Identify each line below containing the string "uses" and copy it.

<<<<

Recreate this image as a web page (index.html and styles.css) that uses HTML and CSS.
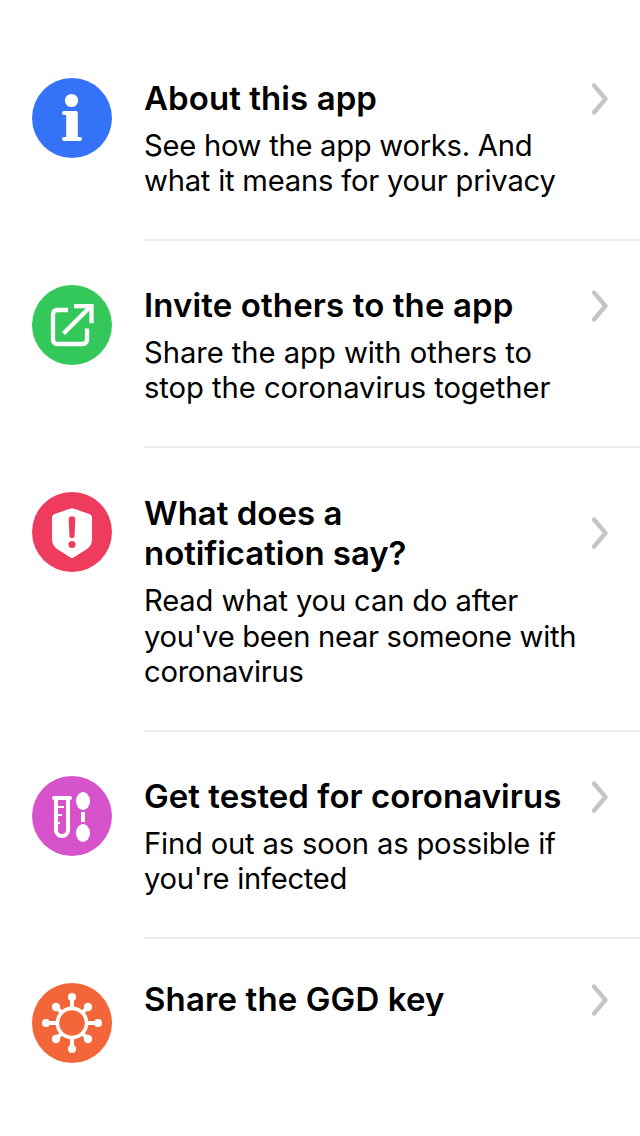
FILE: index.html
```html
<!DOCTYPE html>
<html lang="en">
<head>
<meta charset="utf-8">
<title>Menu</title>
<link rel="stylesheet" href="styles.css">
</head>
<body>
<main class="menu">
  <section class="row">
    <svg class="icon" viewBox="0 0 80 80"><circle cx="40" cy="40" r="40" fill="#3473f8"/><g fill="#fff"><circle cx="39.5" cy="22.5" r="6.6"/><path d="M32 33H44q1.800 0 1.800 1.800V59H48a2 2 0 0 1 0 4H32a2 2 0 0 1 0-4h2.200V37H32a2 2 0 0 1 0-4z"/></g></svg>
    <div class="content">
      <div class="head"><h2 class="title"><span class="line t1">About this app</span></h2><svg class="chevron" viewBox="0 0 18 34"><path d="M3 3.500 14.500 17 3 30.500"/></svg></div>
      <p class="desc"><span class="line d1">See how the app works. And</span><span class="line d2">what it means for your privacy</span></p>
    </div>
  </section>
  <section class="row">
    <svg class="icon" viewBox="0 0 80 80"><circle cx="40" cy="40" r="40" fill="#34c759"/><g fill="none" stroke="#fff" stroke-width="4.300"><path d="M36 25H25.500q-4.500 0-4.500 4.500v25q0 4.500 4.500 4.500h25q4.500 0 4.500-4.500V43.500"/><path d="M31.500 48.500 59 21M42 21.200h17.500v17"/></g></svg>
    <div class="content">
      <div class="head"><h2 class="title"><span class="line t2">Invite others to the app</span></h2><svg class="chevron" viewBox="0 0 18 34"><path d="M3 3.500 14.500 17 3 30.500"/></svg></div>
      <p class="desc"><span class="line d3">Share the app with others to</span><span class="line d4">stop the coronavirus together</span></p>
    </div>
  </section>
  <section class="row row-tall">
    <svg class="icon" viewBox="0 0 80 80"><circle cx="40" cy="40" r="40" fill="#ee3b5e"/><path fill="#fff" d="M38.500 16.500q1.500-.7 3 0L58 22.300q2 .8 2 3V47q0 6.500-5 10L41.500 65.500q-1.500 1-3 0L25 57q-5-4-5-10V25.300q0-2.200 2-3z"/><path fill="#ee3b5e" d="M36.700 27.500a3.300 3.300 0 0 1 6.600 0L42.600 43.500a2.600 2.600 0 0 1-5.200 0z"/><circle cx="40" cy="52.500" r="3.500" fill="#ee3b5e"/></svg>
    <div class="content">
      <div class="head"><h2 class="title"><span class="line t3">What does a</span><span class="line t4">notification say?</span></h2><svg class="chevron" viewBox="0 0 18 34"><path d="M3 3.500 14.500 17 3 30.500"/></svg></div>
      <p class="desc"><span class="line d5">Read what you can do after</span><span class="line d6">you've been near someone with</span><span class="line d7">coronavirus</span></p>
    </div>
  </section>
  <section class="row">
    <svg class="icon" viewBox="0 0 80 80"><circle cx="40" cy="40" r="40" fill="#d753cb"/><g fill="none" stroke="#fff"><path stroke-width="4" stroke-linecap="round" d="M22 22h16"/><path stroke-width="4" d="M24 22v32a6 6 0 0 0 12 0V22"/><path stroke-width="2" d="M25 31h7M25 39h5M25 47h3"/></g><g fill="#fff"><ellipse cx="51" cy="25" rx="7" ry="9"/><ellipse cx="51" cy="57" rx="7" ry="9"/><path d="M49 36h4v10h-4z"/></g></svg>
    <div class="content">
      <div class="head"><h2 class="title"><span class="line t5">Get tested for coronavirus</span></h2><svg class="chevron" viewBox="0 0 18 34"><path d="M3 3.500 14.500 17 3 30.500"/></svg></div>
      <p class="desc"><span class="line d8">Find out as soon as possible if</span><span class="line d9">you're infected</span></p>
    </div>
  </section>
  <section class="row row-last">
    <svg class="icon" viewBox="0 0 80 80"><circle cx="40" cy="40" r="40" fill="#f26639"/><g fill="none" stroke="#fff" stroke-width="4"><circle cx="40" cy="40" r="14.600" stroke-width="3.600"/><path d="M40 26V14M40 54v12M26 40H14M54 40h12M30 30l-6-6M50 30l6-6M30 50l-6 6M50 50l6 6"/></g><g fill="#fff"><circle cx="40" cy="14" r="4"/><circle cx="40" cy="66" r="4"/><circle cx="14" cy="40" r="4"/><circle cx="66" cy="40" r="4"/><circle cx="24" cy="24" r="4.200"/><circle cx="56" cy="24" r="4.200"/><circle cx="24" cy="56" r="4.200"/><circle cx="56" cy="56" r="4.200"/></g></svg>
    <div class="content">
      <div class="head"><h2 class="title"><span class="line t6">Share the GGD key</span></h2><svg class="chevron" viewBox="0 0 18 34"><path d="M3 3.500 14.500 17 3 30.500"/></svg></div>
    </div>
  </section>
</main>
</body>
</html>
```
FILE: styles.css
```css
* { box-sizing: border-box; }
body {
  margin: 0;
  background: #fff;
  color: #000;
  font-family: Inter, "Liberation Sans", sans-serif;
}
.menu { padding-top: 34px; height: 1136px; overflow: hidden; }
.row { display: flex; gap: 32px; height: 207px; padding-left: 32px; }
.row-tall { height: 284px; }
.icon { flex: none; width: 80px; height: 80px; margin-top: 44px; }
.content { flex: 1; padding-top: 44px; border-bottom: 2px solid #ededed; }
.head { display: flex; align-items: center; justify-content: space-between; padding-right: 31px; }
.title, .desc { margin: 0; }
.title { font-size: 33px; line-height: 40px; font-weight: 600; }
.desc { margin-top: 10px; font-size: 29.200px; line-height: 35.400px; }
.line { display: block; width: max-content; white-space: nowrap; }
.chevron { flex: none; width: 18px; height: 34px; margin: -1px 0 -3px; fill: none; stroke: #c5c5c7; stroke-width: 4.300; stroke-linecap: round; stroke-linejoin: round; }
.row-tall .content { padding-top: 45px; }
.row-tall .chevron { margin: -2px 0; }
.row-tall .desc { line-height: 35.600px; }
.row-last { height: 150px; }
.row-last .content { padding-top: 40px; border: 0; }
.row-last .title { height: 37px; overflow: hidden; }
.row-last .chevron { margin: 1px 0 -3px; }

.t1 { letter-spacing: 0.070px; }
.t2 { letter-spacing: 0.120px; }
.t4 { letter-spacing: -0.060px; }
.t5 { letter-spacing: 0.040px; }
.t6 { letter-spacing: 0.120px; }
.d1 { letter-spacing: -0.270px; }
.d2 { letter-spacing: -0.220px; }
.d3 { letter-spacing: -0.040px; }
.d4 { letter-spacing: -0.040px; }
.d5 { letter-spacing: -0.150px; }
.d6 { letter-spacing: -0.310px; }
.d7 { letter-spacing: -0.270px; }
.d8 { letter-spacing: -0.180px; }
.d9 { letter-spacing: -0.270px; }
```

>>>>
<<<<

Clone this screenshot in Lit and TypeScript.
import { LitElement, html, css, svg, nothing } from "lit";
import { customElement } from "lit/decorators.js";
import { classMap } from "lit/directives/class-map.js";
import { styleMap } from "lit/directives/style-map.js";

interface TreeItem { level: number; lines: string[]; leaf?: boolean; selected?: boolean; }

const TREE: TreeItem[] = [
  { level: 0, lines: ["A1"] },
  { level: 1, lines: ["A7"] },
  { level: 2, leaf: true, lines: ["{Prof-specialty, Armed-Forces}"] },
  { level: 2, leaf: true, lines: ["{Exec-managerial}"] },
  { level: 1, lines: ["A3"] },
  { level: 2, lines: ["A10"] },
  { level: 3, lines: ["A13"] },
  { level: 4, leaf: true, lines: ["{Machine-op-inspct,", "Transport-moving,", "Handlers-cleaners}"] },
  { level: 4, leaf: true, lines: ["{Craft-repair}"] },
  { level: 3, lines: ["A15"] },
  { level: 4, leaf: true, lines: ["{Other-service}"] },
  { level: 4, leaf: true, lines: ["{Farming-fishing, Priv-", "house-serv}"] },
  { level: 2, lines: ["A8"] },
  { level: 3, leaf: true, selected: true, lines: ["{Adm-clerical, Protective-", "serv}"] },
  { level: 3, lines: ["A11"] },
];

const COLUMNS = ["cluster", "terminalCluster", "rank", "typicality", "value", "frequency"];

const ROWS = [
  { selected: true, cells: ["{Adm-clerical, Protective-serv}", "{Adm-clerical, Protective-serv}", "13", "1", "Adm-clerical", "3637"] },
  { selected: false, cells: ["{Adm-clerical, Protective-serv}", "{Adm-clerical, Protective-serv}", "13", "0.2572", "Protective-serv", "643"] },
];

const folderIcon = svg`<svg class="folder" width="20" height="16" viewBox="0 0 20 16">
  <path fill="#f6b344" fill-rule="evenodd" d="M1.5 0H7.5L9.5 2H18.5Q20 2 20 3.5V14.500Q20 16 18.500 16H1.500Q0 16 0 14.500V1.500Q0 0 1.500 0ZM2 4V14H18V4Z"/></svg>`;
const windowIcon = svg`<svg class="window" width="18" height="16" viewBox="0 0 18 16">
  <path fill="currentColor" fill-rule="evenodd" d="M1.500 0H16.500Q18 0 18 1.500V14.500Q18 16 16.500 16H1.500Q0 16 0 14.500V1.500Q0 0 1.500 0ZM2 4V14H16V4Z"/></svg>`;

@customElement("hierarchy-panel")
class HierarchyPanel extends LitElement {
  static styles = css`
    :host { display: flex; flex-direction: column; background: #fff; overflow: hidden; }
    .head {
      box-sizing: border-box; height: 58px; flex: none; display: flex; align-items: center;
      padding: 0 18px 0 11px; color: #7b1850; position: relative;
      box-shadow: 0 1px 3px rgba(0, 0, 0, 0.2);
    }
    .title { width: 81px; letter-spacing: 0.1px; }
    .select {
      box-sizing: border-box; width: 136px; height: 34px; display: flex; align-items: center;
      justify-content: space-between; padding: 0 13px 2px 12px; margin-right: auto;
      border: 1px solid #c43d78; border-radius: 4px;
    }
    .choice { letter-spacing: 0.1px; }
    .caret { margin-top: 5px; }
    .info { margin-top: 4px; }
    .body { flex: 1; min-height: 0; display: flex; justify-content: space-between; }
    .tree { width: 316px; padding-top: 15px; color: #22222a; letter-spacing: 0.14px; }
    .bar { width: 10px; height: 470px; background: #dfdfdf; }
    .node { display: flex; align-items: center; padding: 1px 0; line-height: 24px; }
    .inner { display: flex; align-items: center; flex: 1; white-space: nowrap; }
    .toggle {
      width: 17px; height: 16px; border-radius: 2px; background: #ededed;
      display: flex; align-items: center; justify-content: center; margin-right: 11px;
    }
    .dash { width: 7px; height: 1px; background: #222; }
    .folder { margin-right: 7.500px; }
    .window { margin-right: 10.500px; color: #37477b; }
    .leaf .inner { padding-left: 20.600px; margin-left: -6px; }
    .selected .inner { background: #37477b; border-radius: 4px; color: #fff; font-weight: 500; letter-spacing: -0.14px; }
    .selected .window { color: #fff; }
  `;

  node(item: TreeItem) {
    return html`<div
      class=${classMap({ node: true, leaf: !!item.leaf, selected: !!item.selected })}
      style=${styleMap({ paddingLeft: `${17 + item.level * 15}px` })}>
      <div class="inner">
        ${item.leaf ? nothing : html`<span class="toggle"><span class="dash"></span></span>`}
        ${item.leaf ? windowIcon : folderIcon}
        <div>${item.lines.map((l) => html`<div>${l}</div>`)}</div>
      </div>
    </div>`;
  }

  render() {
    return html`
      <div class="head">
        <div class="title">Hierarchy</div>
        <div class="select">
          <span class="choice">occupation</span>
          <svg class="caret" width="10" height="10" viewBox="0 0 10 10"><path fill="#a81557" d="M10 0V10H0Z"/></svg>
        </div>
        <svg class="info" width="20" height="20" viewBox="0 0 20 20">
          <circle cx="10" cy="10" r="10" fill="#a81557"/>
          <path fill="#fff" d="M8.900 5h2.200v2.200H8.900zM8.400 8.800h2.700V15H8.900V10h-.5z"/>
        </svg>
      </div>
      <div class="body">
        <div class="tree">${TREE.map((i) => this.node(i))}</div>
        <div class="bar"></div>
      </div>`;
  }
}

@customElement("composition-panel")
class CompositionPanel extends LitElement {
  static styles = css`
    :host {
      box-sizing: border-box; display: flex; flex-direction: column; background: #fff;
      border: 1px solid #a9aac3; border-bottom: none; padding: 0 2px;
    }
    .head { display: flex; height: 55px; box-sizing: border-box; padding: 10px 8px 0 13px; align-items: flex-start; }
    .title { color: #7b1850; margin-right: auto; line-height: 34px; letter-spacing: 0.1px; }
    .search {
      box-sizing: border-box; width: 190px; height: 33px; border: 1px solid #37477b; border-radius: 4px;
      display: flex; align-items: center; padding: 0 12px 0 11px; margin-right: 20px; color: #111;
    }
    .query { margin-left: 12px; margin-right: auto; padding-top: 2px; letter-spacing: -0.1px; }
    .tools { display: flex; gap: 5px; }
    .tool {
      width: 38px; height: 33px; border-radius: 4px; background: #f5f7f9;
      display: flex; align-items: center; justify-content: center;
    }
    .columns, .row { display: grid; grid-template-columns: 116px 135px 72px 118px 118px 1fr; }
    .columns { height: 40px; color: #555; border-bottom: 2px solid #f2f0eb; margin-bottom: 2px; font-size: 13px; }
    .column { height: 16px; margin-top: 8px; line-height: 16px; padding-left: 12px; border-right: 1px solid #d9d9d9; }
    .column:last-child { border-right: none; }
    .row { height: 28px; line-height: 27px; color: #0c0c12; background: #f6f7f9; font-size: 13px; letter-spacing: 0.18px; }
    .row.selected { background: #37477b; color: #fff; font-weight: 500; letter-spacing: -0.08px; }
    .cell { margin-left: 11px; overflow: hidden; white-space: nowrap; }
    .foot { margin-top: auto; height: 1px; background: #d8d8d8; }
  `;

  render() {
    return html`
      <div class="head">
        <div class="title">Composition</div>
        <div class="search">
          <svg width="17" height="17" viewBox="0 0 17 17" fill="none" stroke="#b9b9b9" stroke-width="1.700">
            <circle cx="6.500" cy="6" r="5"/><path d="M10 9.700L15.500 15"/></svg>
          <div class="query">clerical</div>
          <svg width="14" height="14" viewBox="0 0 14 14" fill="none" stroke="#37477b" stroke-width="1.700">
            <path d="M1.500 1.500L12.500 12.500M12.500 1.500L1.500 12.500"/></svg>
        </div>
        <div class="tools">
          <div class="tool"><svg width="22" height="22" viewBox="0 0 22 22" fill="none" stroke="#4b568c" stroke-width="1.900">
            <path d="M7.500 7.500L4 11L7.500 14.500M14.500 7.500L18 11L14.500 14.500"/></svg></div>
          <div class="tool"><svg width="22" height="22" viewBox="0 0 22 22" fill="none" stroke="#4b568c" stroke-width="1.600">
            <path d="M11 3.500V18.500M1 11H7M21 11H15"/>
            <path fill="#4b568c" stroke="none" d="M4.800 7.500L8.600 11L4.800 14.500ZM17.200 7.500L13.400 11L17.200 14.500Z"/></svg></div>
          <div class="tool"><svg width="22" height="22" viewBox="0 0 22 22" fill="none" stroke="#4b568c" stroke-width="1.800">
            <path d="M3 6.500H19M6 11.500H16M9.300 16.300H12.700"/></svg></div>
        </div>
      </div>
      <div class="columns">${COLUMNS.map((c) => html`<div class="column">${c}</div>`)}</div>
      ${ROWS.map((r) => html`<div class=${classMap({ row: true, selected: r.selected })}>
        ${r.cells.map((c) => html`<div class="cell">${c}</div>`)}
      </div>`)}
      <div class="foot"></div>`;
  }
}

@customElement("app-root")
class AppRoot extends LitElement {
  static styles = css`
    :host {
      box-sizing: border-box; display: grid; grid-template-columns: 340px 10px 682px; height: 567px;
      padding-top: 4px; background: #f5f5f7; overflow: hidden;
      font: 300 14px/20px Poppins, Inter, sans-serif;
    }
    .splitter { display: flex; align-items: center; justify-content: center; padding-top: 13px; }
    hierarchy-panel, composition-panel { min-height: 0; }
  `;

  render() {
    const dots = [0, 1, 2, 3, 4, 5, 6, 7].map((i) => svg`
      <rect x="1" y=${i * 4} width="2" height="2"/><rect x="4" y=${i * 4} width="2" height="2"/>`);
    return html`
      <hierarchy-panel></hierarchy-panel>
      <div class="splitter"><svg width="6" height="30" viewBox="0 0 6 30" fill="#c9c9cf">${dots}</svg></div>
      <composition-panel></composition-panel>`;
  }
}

>>>>
<<<<

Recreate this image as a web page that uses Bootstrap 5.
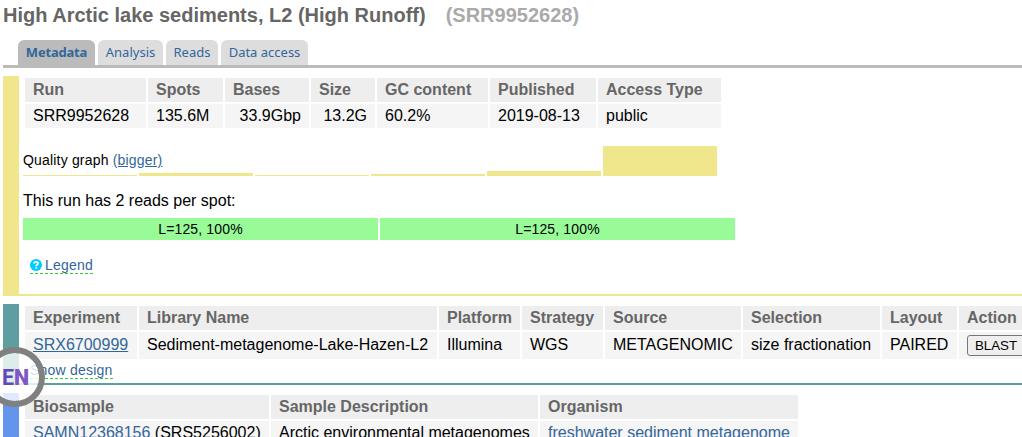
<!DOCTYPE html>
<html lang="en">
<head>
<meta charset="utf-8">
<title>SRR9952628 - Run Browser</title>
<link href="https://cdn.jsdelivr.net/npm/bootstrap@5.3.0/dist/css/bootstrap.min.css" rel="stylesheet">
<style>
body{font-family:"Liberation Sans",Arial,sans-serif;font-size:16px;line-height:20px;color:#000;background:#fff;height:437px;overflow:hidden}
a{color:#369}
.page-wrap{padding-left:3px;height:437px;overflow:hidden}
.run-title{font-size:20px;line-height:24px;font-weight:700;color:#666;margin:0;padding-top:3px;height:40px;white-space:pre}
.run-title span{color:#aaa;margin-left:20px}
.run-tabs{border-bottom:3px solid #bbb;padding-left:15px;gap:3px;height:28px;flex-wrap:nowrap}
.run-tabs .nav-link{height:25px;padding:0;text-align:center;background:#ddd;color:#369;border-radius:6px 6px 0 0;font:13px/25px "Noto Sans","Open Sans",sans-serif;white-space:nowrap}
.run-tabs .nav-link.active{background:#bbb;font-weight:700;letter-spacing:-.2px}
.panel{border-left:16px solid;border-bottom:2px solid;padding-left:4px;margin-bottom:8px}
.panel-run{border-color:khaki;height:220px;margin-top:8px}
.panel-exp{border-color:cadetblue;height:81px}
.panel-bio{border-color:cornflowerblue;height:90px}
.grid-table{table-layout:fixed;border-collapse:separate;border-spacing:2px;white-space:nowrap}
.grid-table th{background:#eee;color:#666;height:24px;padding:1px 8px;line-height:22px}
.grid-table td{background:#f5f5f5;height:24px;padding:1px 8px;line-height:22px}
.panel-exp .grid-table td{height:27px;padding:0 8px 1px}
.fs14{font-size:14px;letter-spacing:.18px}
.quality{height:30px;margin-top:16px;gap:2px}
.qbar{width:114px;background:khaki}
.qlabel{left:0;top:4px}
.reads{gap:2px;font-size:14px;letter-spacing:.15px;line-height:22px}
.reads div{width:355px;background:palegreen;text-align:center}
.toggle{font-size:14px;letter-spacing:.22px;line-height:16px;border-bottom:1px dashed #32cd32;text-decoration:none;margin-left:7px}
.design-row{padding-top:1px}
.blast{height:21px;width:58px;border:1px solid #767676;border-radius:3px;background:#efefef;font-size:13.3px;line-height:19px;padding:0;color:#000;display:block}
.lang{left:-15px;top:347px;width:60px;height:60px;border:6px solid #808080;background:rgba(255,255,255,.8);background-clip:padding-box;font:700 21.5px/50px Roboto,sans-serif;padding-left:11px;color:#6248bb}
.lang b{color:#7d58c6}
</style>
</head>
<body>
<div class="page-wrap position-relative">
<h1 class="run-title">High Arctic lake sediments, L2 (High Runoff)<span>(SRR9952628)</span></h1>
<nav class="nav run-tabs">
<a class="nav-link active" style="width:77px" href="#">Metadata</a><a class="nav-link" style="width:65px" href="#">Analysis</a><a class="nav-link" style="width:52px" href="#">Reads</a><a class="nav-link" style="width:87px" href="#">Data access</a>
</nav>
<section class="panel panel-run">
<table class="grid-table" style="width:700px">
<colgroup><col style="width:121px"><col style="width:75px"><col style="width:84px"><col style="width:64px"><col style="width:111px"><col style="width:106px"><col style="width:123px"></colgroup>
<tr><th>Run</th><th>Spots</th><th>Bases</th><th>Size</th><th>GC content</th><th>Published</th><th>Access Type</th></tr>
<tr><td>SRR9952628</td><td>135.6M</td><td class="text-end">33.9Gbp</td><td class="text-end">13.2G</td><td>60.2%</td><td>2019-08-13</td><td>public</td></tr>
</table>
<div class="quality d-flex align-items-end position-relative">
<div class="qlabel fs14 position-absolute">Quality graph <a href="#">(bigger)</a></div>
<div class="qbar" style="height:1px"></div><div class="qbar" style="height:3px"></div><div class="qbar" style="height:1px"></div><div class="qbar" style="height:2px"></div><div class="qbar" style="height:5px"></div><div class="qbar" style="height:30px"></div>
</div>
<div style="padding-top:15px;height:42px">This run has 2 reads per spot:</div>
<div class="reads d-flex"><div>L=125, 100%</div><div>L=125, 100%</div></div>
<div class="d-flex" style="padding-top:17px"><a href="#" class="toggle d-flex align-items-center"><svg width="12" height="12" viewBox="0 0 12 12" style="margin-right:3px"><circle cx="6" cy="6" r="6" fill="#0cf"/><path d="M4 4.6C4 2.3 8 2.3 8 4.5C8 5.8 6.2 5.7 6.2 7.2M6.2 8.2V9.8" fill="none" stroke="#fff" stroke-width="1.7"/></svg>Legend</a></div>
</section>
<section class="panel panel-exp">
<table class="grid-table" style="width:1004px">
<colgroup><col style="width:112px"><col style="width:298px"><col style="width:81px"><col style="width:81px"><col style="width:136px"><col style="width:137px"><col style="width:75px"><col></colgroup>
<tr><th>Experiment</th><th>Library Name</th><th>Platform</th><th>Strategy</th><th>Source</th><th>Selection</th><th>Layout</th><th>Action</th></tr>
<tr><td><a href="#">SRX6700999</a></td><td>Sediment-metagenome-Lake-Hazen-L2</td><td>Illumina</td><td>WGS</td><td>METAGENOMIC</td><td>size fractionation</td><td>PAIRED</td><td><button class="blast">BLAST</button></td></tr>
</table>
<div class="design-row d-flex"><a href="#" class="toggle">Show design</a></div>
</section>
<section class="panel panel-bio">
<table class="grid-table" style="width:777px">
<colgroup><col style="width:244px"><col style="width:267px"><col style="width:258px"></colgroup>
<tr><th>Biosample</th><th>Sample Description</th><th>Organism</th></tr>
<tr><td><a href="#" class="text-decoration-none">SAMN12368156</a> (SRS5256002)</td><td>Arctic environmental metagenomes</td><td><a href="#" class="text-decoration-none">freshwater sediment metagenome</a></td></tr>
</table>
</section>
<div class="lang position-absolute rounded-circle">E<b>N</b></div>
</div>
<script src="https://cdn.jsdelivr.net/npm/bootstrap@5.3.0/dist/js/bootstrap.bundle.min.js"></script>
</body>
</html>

>>>>

Output for this task:
Recreate this image as a web page (index.html and styles.css) that uses HTML and CSS.
Recreate this image as a web page that uses Bootstrap 5.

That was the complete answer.